• Aim:
Where a line contains the word "styled", copy that line in full.

• Source material:
------------------------------

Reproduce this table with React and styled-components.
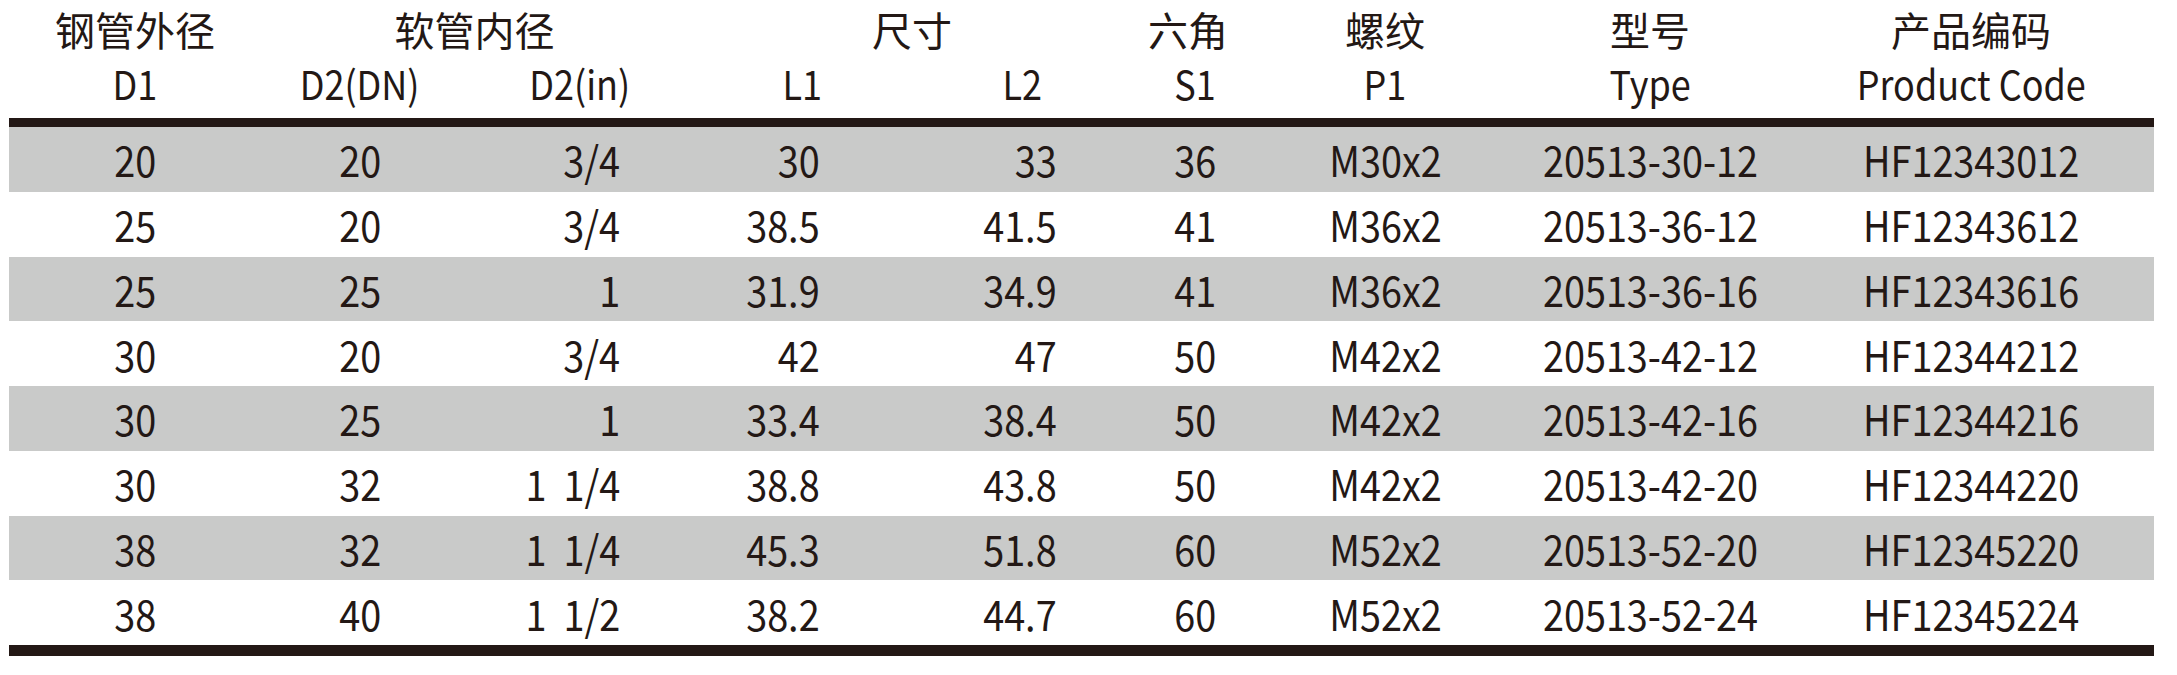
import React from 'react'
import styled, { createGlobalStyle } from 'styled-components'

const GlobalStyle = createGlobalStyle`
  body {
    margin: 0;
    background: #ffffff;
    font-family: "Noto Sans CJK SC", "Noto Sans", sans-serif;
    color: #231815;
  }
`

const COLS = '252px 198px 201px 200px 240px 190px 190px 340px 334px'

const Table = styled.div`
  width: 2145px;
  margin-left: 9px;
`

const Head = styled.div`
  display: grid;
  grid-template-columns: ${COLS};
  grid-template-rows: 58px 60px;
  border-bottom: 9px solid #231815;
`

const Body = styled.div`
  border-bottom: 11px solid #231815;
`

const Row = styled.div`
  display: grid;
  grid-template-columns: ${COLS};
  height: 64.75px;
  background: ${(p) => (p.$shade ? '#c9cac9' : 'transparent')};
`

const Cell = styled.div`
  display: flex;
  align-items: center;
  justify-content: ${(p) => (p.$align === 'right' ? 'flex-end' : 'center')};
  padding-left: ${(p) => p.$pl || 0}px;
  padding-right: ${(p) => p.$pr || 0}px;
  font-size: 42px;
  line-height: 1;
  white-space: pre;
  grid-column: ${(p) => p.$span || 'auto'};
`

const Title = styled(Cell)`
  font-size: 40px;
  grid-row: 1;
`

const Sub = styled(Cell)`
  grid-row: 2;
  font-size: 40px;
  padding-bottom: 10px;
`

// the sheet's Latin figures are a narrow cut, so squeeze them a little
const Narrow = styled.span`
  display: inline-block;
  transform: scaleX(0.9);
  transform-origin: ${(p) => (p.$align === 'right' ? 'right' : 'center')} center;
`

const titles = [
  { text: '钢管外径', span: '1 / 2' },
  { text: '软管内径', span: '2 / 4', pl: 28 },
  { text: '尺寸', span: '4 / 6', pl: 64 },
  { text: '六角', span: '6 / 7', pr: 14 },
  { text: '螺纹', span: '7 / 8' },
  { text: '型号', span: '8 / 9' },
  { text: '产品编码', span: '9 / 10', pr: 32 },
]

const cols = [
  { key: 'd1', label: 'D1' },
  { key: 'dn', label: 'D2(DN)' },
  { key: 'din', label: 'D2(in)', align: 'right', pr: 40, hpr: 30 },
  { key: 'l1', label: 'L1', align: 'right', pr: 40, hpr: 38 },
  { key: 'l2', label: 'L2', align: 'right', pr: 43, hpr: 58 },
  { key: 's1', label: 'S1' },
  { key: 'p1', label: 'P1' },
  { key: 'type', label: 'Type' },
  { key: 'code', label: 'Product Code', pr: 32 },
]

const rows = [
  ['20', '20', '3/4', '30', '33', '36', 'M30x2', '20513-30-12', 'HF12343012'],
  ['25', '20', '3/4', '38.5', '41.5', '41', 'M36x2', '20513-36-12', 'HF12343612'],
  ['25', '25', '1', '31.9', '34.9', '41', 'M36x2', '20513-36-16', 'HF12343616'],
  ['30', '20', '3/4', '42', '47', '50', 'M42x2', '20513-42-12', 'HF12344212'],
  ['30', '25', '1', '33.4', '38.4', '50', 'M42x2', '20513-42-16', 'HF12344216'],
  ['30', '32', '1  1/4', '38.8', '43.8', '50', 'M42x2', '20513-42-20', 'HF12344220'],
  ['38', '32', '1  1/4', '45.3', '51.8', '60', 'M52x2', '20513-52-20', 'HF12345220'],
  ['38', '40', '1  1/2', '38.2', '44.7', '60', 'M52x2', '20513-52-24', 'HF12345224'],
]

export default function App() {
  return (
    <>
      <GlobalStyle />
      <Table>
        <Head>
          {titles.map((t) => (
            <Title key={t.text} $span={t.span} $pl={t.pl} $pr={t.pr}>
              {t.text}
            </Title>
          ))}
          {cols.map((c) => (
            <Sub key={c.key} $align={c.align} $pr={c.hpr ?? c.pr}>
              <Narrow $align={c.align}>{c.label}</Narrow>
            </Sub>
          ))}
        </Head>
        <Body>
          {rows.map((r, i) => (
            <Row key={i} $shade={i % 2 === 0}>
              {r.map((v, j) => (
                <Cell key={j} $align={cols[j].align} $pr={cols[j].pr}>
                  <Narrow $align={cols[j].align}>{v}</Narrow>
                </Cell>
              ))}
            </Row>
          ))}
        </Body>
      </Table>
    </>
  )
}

------------------------------

• Task solution:
Reproduce this table with React and styled-components.
import styled, { createGlobalStyle } from 'styled-components'
const Table = styled.div`
const Head = styled.div`
const Body = styled.div`
const Row = styled.div`
const Cell = styled.div`
const Title = styled(Cell)`
const Sub = styled(Cell)`
const Narrow = styled.span`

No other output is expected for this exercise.